[STORED ROWS]:

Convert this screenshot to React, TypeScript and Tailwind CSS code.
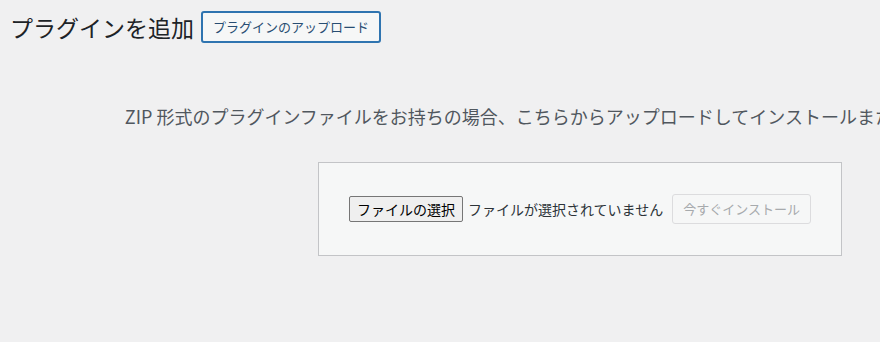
export default function App() {
  return (
    <div
      className="w-[880px] h-[342px] overflow-hidden bg-[#f0f0f1] text-[#1d2327]"
      style={{ fontFamily: '"Noto Sans CJK JP", "Noto Sans", sans-serif' }}
    >
      <div className="flex items-center pl-[10px] pt-[11px] gap-[7px]">
        <h1 className="text-[23px] leading-[32px] font-normal text-[#1d2327]">プラグインを追加</h1>
        <button className="h-[32px] px-[10px] text-[13px] leading-[28px] text-[#284d72] border-2 border-[#2f74b0] rounded-[3px] bg-[#f6f7f7]">
          プラグインのアップロード
        </button>
      </div>
      <div className="w-[1160px]">
        <p className="mt-[60px] text-center text-[18px] leading-[27px] text-[#50575e] whitespace-nowrap">
          ZIP 形式のプラグインファイルをお持ちの場合、こちらからアップロードしてインストールまたは更新できます。
        </p>
        <div className="mt-[32px] mx-auto w-[524px] h-[94px] bg-[#f6f7f7] border border-[#c3c4c7] px-[30px] flex items-center justify-between">
          <div className="flex items-center">
            <span className="h-[26px] px-[7px] flex items-center text-[14px] text-black bg-[#efefef] border border-[#767676] rounded-[2px]">
              ファイルの選択
            </span>
            <span className="ml-[5px] text-[14px] text-[#2c3338]">ファイルが選択されていません</span>
          </div>
          <button
            disabled
            className="h-[30px] px-[10px] text-[13px] text-[#a7aaad] border border-[#dcdcde] rounded-[3px] bg-[#f6f7f7]"
          >
            今すぐインストール
          </button>
        </div>
      </div>
    </div>
  );
}
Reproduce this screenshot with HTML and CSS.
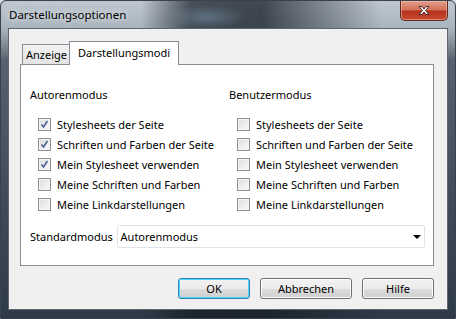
FILE: index.html
```html
<!DOCTYPE html>
<html>

<head>
    <title>Darstellungsoptionen</title>
    <link rel="stylesheet" href="styles.css">
</head>

<body>
    <div class="window">
        <div class="titlebar">
            <span class="title">Darstellungsoptionen</span>
            <div class="close">
                <svg width="14" height="11" viewBox="0 0 14 11">
                    <path d="M2 1.5h3l2 2.5 2-2.5h3l-3.5 4 3.5 4h-3l-2-2.5-2 2.5h-3l3.5-4z" fill="#fff" stroke="#4a2a24" stroke-width="1" stroke-linejoin="round" />
                </svg>
            </div>
        </div>

        <div class="client">
            <div class="tabs">
                <div class="tab">Anzeige</div>
                <div class="tab active">Darstellungsmodi</div>
            </div>

            <div class="panel">
                <div class="columns">
                    <div class="col">
                        <div class="heading">Autorenmodus</div>
                        <div class="check"><span class="box checked"></span>Stylesheets der Seite</div>
                        <div class="check"><span class="box checked"></span>Schriften und Farben der Seite</div>
                        <div class="check"><span class="box checked"></span>Mein Stylesheet verwenden</div>
                        <div class="check"><span class="box"></span>Meine Schriften und Farben</div>
                        <div class="check"><span class="box"></span>Meine Linkdarstellungen</div>
                    </div>
                    <div class="col">
                        <div class="heading">Benutzermodus</div>
                        <div class="check"><span class="box"></span>Stylesheets der Seite</div>
                        <div class="check"><span class="box"></span>Schriften und Farben der Seite</div>
                        <div class="check"><span class="box"></span>Mein Stylesheet verwenden</div>
                        <div class="check"><span class="box"></span>Meine Schriften und Farben</div>
                        <div class="check"><span class="box"></span>Meine Linkdarstellungen</div>
                    </div>
                </div>

                <div class="mode-row">
                    <span class="mode-label">Standardmodus</span>
                    <div class="select">
                        <span>Autorenmodus</span>
                        <span class="arrow"></span>
                    </div>
                </div>
            </div>

            <div class="buttons">
                <button class="btn default" type="button">OK</button>
                <button class="btn wide" type="button">Abbrechen</button>
                <button class="btn" type="button">Hilfe</button>
            </div>
        </div>
    </div>
</body>

</html>
```

FILE: styles.css
```css
* {
    margin: 0;
    padding: 0;
    box-sizing: border-box;
}

body {
    width: 456px;
    height: 319px;
    font-family: 'Noto Sans', 'Open Sans', sans-serif;
    font-size: 11px;
    color: #000;
    background: #d8dde2;
    overflow: hidden;
}

.window {
    width: 456px;
    height: 319px;
    padding: 0 7px 8px 7px;
    border: 1px solid #39424b;
    border-radius: 6px 6px 0 0;
    background:
        radial-gradient(ellipse 40px 12px at 205px 16px, rgba(120, 150, 175, 0.5), rgba(0, 0, 0, 0)),
        linear-gradient(to right, rgba(0, 0, 0, 0) 0, rgba(0, 0, 0, 0) 140px, rgba(20, 28, 36, 0.7) 190px, rgba(20, 28, 36, 0.75) 260px, rgba(0, 0, 0, 0) 380px),
        linear-gradient(to bottom, #bfc8d0 0, #a9b3bc 28px, #55616c 60px, #2d3a47 100%);
    display: flex;
    flex-direction: column;
}

.titlebar {
    height: 27px;
    display: flex;
    align-items: flex-start;
    padding-left: 1px;
}

.title {
    margin-top: 6px;
    font-size: 11.5px;
    text-shadow: 0 0 6px rgba(255, 255, 255, 0.9);
}

.close {
    margin-left: auto;
    width: 48px;
    height: 20px;
    border: 1px solid #5b2a22;
    border-top: none;
    border-radius: 0 0 5px 5px;
    background: linear-gradient(to bottom, #e2a08c 0, #d2705a 45%, #b8321d 55%, #c44a2e 100%);
    box-shadow: inset 0 0 0 1px rgba(255, 200, 180, 0.5);
    display: flex;
    align-items: center;
    justify-content: center;
}

.client {
    flex: 1;
    background: #f0f0f0;
    border: 1px solid #5d6873;
    padding: 12px 13px 0 11px;
}

.tabs {
    display: flex;
    align-items: flex-end;
    height: 23px;
    padding-left: 2px;
}

.tab {
    height: 20px;
    padding: 0 3px;
    line-height: 19px;
    border: 1px solid #898c95;
    border-bottom: none;
    background: linear-gradient(to bottom, #f2f2f2, #e3e3e3);
}

.tab.active {
    height: 24px;
    margin-left: -2px;
    margin-bottom: -1px;
    padding: 0 8px;
    line-height: 21px;
    background: #fff;
    position: relative;
    z-index: 1;
}

.panel {
    height: 202px;
    background: #fff;
    border: 1px solid #898c95;
    padding: 22px 8px 0 9px;
}

.columns {
    display: grid;
    grid-template-columns: 199px 1fr;
}

.heading {
    line-height: 16px;
    margin-bottom: 11px;
}

.check {
    display: flex;
    align-items: center;
    height: 20px;
    padding-left: 8px;
    white-space: nowrap;
}

.box {
    flex: none;
    width: 13px;
    height: 13px;
    margin-right: 6px;
    border: 1px solid #8e8f8f;
    background: linear-gradient(135deg, #dcdcdc, #fbfbfb);
    box-shadow: inset 0 0 0 1px #f4f4f4;
}

.box.checked {
    background:
        url("data:image/svg+xml,%3Csvg xmlns='http://www.w3.org/2000/svg' width='11' height='11'%3E%3Cpath d='M2.5 5.5l2 2.5 4-6' fill='none' stroke='%234a5f97' stroke-width='1.6'/%3E%3C/svg%3E") center / 11px 11px no-repeat,
        linear-gradient(135deg, #dcdcdc, #fbfbfb);
}

.mode-row {
    display: flex;
    align-items: center;
    margin-top: 11px;
}

.mode-label {
    width: 87px;
}

.select {
    width: 310px;
    height: 23px;
    border: 1px solid #dfe3e8;
    border-radius: 2px;
    background: #fff;
    display: flex;
    align-items: center;
    padding-left: 3px;
}

.arrow {
    margin-left: auto;
    margin-right: 3px;
    width: 0;
    height: 0;
    border-left: 4px solid transparent;
    border-right: 4px solid transparent;
    border-top: 4px solid #000;
}

.buttons {
    display: flex;
    justify-content: flex-end;
    gap: 10px;
    margin-top: 12px;
}

.btn {
    width: 72px;
    height: 21px;
    font-family: inherit;
    font-size: 11px;
    color: #000;
    border: 1px solid #707070;
    border-radius: 3px;
    background: linear-gradient(to bottom, #f2f2f2 0, #ebebeb 50%, #dddddd 50%, #cfcfcf 100%);
    box-shadow: inset 0 0 0 1px #fcfcfc;
}

.btn.wide {
    width: 92px;
}

.btn.default {
    border-color: #3c7fb1;
    box-shadow: inset 0 0 0 1px #48d8fb;
}
```
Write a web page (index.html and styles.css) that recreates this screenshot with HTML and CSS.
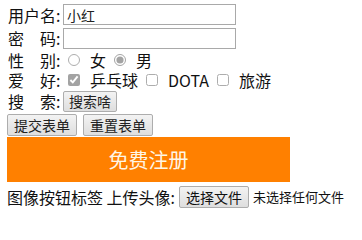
FILE: index.html
```html
<!DOCTYPE html>
<html>
<head>
<meta charset="utf-8">
<link rel="stylesheet" href="styles.css">
</head>
<body>
<form class="form">
  <div class="row r1"><span class="label">用户名:</span><input class="text" type="text" value="小红"></div>
  <div class="row r2"><span class="label">密&emsp;码:</span><input class="text" type="password"></div>
  <div class="row r3"><span class="label">性&emsp;别:</span>
    <input class="radio" type="radio" name="sex"><span class="opt">女</span>
    <input class="radio" type="radio" name="sex" checked><span class="opt">男</span></div>
  <div class="row r4"><span class="label">爱&emsp;好:</span>
    <input class="check" type="checkbox" checked><span class="opt">乒乓球</span>
    <input class="check" type="checkbox"><span class="opt">DOTA</span>
    <input class="check" type="checkbox"><span class="opt">旅游</span></div>
  <div class="row r5"><span class="label">搜&emsp;索:</span><button type="button" class="btn">搜索啥</button></div>
  <div class="row r6"><button type="reset" class="btn btn-lg">提交表单</button><button type="reset" class="btn btn-lg">重置表单</button></div>
  <div class="reg">免费注册</div>
  <div class="row r7"><span>图像按钮标签 上传头像:</span><span class="filebtn">选择文件</span><span class="nofile">未选择任何文件</span></div>
</form>
</body>
</html>
```
FILE: styles.css
```css
* { box-sizing: border-box; }
body {
  margin: 0;
  padding: 0;
  background: #fff;
  font-family: "Noto Sans CJK SC", "Liberation Sans", sans-serif;
  font-size: 16px;
  color: #111;
}
.form { padding: 4px 0 0 7px; }
.row { display: flex; align-items: center; line-height: 20px; }
.label { width: 56px; padding-left: 1px; white-space: nowrap; }
.r1 { height: 21px; }
.r2 { height: 22px; margin-top: 2px; }
.r3 { height: 21px; }
.r4 { height: 20px; }
.r5 { height: 22px; }
.r6 { height: 24px; margin-top: 1px; }
.text {
  width: 173px;
  height: 21px;
  border: 1px solid #a9a9a9;
  padding: 0 3px;
  font-family: "Noto Sans CJK SC", sans-serif;
  font-size: 14px;
  color: #222;
  margin: 0;
}
.radio, .check {
  margin: 0 10px 0 5px;
  width: 12px;
  height: 12px;
  accent-color: #666;
  filter: grayscale(1) opacity(0.6);
}
.opt { margin-right: 3px; }
.btn {
  font-family: "Noto Sans CJK SC", sans-serif;
  font-size: 14px;
  color: #222;
  background: linear-gradient(#f3f3f3, #dedede);
  border: 1px solid #adadad;
  border-radius: 2px;
  height: 21px;
  padding: 0 5px;
  margin: 0;
  line-height: 19px;
}
.btn-lg { height: 22px; margin-right: 6px; padding: 0 6px; }
.reg {
  width: 283px;
  height: 45px;
  background: #ff8000;
  color: #fff6e6;
  font-size: 20px;
  display: flex;
  align-items: center;
  justify-content: center;
}
.r7 { height: 30px; font-size: 16px; padding-left: 0; }
.filebtn {
  margin-left: 4px;
  font-size: 14px;
  height: 22px;
  line-height: 20px;
  padding: 0 6px;
  border: 1px solid #adadad;
  border-radius: 2px;
  background: linear-gradient(#f3f3f3, #dedede);
}
.nofile { margin-left: 4px; font-size: 13px; }
```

[STATED PROBLEM]: From the listing above, pick out every line containing "this".

[ANSWER TO THE PROBLEM]:
Convert this screenshot to React, TypeScript and Tailwind CSS code.
Reproduce this screenshot with HTML and CSS.
Write a web page (index.html and styles.css) that recreates this screenshot with HTML and CSS.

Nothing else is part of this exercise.